Start Stored data

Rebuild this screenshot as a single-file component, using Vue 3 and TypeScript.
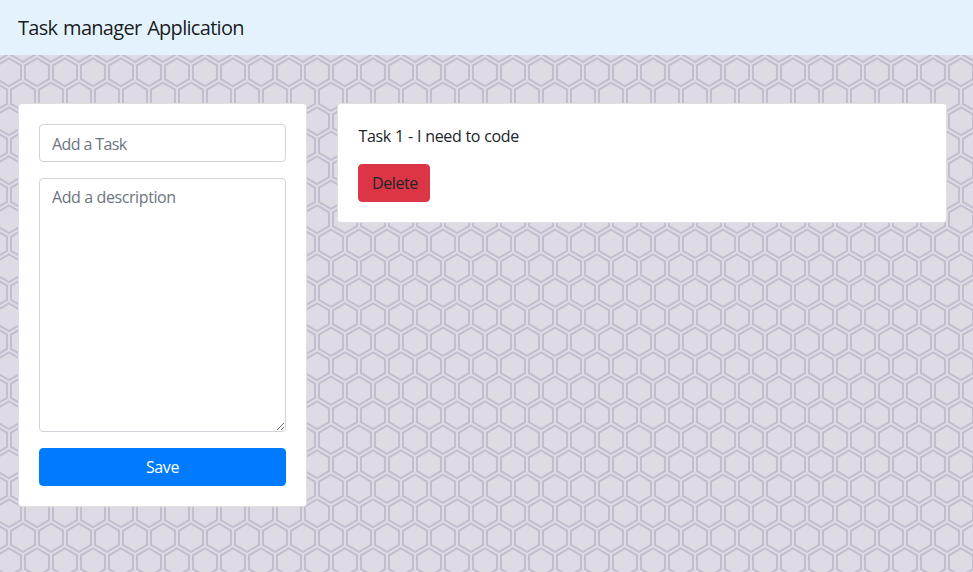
<script setup lang="ts">
import { ref } from 'vue'

interface Task {
  id: number
  title: string
  description: string
}

const title = ref('')
const description = ref('')
const tasks = ref<Task[]>([{ id: 1, title: 'Task 1', description: 'I need to code' }])

function save(): void {
  if (!title.value.trim()) return
  tasks.value.push({ id: Date.now(), title: title.value, description: description.value })
  title.value = ''
  description.value = ''
}

function remove(id: number): void {
  tasks.value = tasks.value.filter((task) => task.id !== id)
}
</script>

<template>
  <div class="page">
    <nav class="navbar">
      <a class="brand">Task manager Application</a>
    </nav>
    <main class="content">
      <form class="card form" @submit.prevent="save">
        <input v-model="title" class="control field" type="text" placeholder="Add a Task" />
        <textarea v-model="description" class="control area" placeholder="Add a description"></textarea>
        <button class="btn primary" type="submit"><span>Save</span></button>
      </form>
      <section class="list">
        <article v-for="task in tasks" :key="task.id" class="card">
          <p class="text">{{ task.title }} - {{ task.description }}</p>
          <button class="btn danger" type="button" @click="remove(task.id)"><span>Delete</span></button>
        </article>
      </section>
    </main>
  </div>
</template>

<style>
body {
  margin: 0;
}
</style>

<style scoped>
.page,
.page * {
  box-sizing: border-box;
}

.page {
  min-height: 100vh;
  font-family: 'Segoe UI', 'Open Sans', 'Noto Sans', sans-serif;
  font-size: 16px;
  line-height: 1.5;
  color: #212529;
  background-color: #dfdbe5;
  background-image: url("data:image/svg+xml,%3Csvg xmlns='http://www.w3.org/2000/svg' width='28' height='49' viewBox='0 0 28 49'%3E%3Cpath fill='%239C92AC' fill-opacity='0.4' fill-rule='nonzero' d='M13.99 9.25l13 7.5v15l-13 7.5L1 31.75v-15l12.99-7.5zM3 17.9v12.7l10.99 6.34 11-6.35V17.9l-11-6.34L3 17.9zM0 15l12.98-7.5V0h-2v6.35L0 12.69v2.3zm0 18.5L12.98 41v8h-2v-6.85L0 35.81v-2.3zM15 0v7.5L27.99 15H28v-2.31h-.01L17 6.35V0h-2zm0 49v-8l12.99-7.5H28v2.31h-.01L17 42.15V49h-2z'/%3E%3C/svg%3E");
  background-position: -5px -1px;
}

.navbar {
  display: flex;
  align-items: center;
  height: 55px;
  padding: 0 18px;
  background: #e3f2fd;
}

.brand {
  font-size: 20px;
  line-height: 30px;
  letter-spacing: -0.7px;
  word-spacing: 1.2px;
  color: rgba(0, 0, 0, 0.9);
  white-space: nowrap;
}

.content {
  display: grid;
  grid-template-columns: 289px 610px;
  align-items: start;
  gap: 30px;
  padding: 48px 0 0 18px;
}

.card {
  display: flex;
  flex-direction: column;
  gap: 16px;
  padding: 20px;
  background: #fff;
  border: 1px solid rgba(0, 0, 0, 0.125);
  border-radius: 4px;
}

.list {
  display: grid;
  gap: 24px;
}

.control {
  display: block;
  width: 100%;
  height: 38px;
  margin: 0;
  padding: 6px 12px;
  font: inherit;
  letter-spacing: -0.4px;
  color: #495057;
  background: #fff;
  border: 1px solid #ced4da;
  border-radius: 4px;
  outline: none;
}

.control::placeholder {
  color: #6c757d;
  opacity: 1;
}

.field {
  padding: 8px 12px 6px;
  letter-spacing: -0.6px;
}

.area {
  height: 254px;
  resize: vertical;
}

.text {
  margin: 0;
  padding-left: 0.6px;
  letter-spacing: -0.4px;
  word-spacing: 0.5px;
}

.btn {
  height: 38px;
  margin: 0;
  padding: 6px 12px;
  font: inherit;
  letter-spacing: -0.4px;
  border: 1px solid transparent;
  border-radius: 4px;
  cursor: pointer;
}

.primary {
  color: #fff;
  background: #007bff;
  border-color: #007bff;
}

.danger {
  align-self: flex-start;
  width: 72px;
  padding-left: 13px;
  color: #212529;
  background: #dc3545;
  border-color: #dc3545;
}
</style>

End Stored data

Exercise task. Repeat the material above word for word, please, apart from its images.

Result for this exercise.
Rebuild this screenshot as a single-file component, using Vue 3 and TypeScript.
<script setup lang="ts">
import { ref } from 'vue'

interface Task {
  id: number
  title: string
  description: string
}

const title = ref('')
const description = ref('')
const tasks = ref<Task[]>([{ id: 1, title: 'Task 1', description: 'I need to code' }])

function save(): void {
  if (!title.value.trim()) return
  tasks.value.push({ id: Date.now(), title: title.value, description: description.value })
  title.value = ''
  description.value = ''
}

function remove(id: number): void {
  tasks.value = tasks.value.filter((task) => task.id !== id)
}
</script>

<template>
  <div class="page">
    <nav class="navbar">
      <a class="brand">Task manager Application</a>
    </nav>
    <main class="content">
      <form class="card form" @submit.prevent="save">
        <input v-model="title" class="control field" type="text" placeholder="Add a Task" />
        <textarea v-model="description" class="control area" placeholder="Add a description"></textarea>
        <button class="btn primary" type="submit"><span>Save</span></button>
      </form>
      <section class="list">
        <article v-for="task in tasks" :key="task.id" class="card">
          <p class="text">{{ task.title }} - {{ task.description }}</p>
          <button class="btn danger" type="button" @click="remove(task.id)"><span>Delete</span></button>
        </article>
      </section>
    </main>
  </div>
</template>

<style>
body {
  margin: 0;
}
</style>

<style scoped>
.page,
.page * {
  box-sizing: border-box;
}

.page {
  min-height: 100vh;
  font-family: 'Segoe UI', 'Open Sans', 'Noto Sans', sans-serif;
  font-size: 16px;
  line-height: 1.5;
  color: #212529;
  background-color: #dfdbe5;
  background-image: url("data:image/svg+xml,%3Csvg xmlns='http://www.w3.org/2000/svg' width='28' height='49' viewBox='0 0 28 49'%3E%3Cpath fill='%239C92AC' fill-opacity='0.4' fill-rule='nonzero' d='M13.99 9.25l13 7.5v15l-13 7.5L1 31.75v-15l12.99-7.5zM3 17.9v12.7l10.99 6.34 11-6.35V17.9l-11-6.34L3 17.9zM0 15l12.98-7.5V0h-2v6.35L0 12.69v2.3zm0 18.5L12.98 41v8h-2v-6.85L0 35.81v-2.3zM15 0v7.5L27.99 15H28v-2.31h-.01L17 6.35V0h-2zm0 49v-8l12.99-7.5H28v2.31h-.01L17 42.15V49h-2z'/%3E%3C/svg%3E");
  background-position: -5px -1px;
}

.navbar {
  display: flex;
  align-items: center;
  height: 55px;
  padding: 0 18px;
  background: #e3f2fd;
}

.brand {
  font-size: 20px;
  line-height: 30px;
  letter-spacing: -0.7px;
  word-spacing: 1.2px;
  color: rgba(0, 0, 0, 0.9);
  white-space: nowrap;
}

.content {
  display: grid;
  grid-template-columns: 289px 610px;
  align-items: start;
  gap: 30px;
  padding: 48px 0 0 18px;
}

.card {
  display: flex;
  flex-direction: column;
  gap: 16px;
  padding: 20px;
  background: #fff;
  border: 1px solid rgba(0, 0, 0, 0.125);
  border-radius: 4px;
}

.list {
  display: grid;
  gap: 24px;
}

.control {
  display: block;
  width: 100%;
  height: 38px;
  margin: 0;
  padding: 6px 12px;
  font: inherit;
  letter-spacing: -0.4px;
  color: #495057;
  background: #fff;
  border: 1px solid #ced4da;
  border-radius: 4px;
  outline: none;
}

.control::placeholder {
  color: #6c757d;
  opacity: 1;
}

.field {
  padding: 8px 12px 6px;
  letter-spacing: -0.6px;
}

.area {
  height: 254px;
  resize: vertical;
}

.text {
  margin: 0;
  padding-left: 0.6px;
  letter-spacing: -0.4px;
  word-spacing: 0.5px;
}

.btn {
  height: 38px;
  margin: 0;
  padding: 6px 12px;
  font: inherit;
  letter-spacing: -0.4px;
  border: 1px solid transparent;
  border-radius: 4px;
  cursor: pointer;
}

.primary {
  color: #fff;
  background: #007bff;
  border-color: #007bff;
}

.danger {
  align-self: flex-start;
  width: 72px;
  padding-left: 13px;
  color: #212529;
  background: #dc3545;
  border-color: #dc3545;
}
</style>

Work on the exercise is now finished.